Xenophilia: Electro-kabaret (Jack Brooklyn, 2018) which is an interactive live re-mix of the layout of film frames from Bzymek’s underground film Xenophilia treading on the edges of narrative.

Pragmatists or Use Me (The Performing Garage 2018, Teatr Powszechny DAS, 2019), a piece made with Andy Maillet based on Witkiewicz’s dialog with William James with side by side noise, VR, and pop music(al).

The World Reads Kochanowski (Adam Mickiewicz Institute/NYU Skirball, 2019), a livestream reading of Polish renaissance poetry with actor Scott Shepherd transmitted to public spaces in Warsaw.

Amai: Maze Gate (Dixon Place, 2020) a piece combining video, cello and piano songs, based on Andy Maillet’s music, hermetic themes and a slight Glenn Gould obsession.

Ameryka[nie] (Teatr Studio, 2020) a visual-audiobook recorded with a full cast of actors from Teatrgaleria Studio with abstract animations for – video designs for a future show.

Koncert Pytajników / Concert of Question Marks (Teatr Studio, 2020) a socio-musical with Mary Komasa and Andy Maillet mixing audience demographic polling with solo song performance.

Interhuman / Interform, (2023 Baryshnikov Arts Center) a piece about the forces of Interhumanity made with performance artist Kuba Falk adapted from excerpts from Witold Gombrowicz’s Diary.

Deep Moon, Pluto… (2023 Grace Exhibition Space, West Hollywood Arts Festival, The LGBT Center in Manhattan) a collaborative video performance piece featuring Kuba Falk which is a homage to the astrological symbolism of the planet Pluto.

Bzymek has taught courses in pre-visualization (storyboarding, animatronics) at CUNY City Tech, participated in numerous artistic residencies and delivered an Art Talk at The New School for Social Research (2019) and a two-week long creativity workshop at the Polish Japanese Academy of Information Technology in Warsaw.

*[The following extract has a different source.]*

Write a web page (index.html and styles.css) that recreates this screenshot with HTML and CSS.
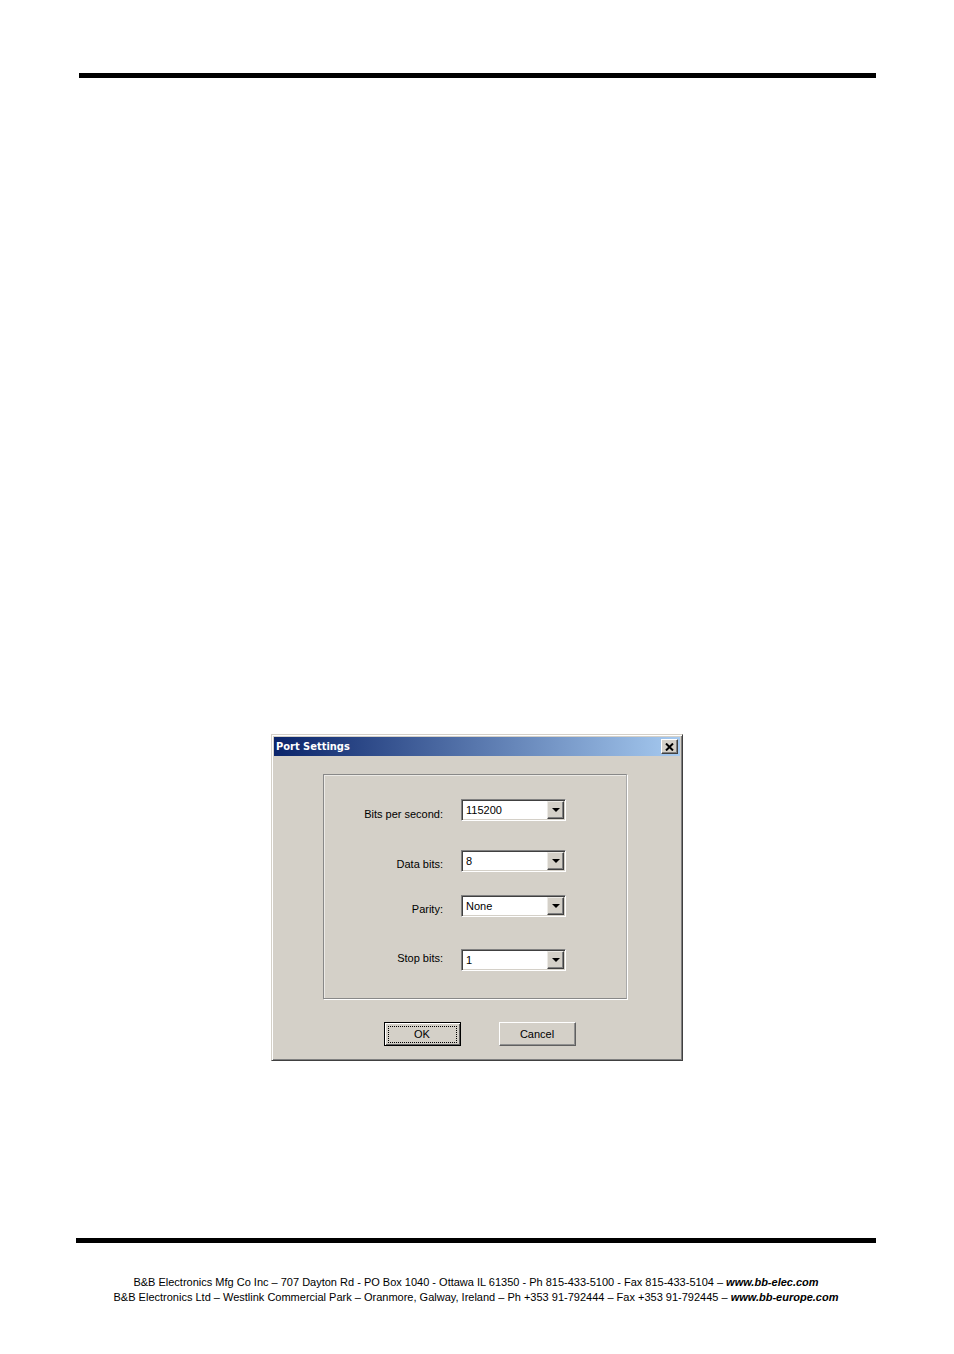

He has written pieces for Bomb Magazine and Modern Painters as well as the foreword to the Polish edition of The Wooster Group Workbook.

He is currently working on an experimental documentary film about rebellious lunatics inspired by Witold Gombrowicz for which he received a development grant from The Polish Institute of Film Arts (Polski Instytut Sztuki Filmowej).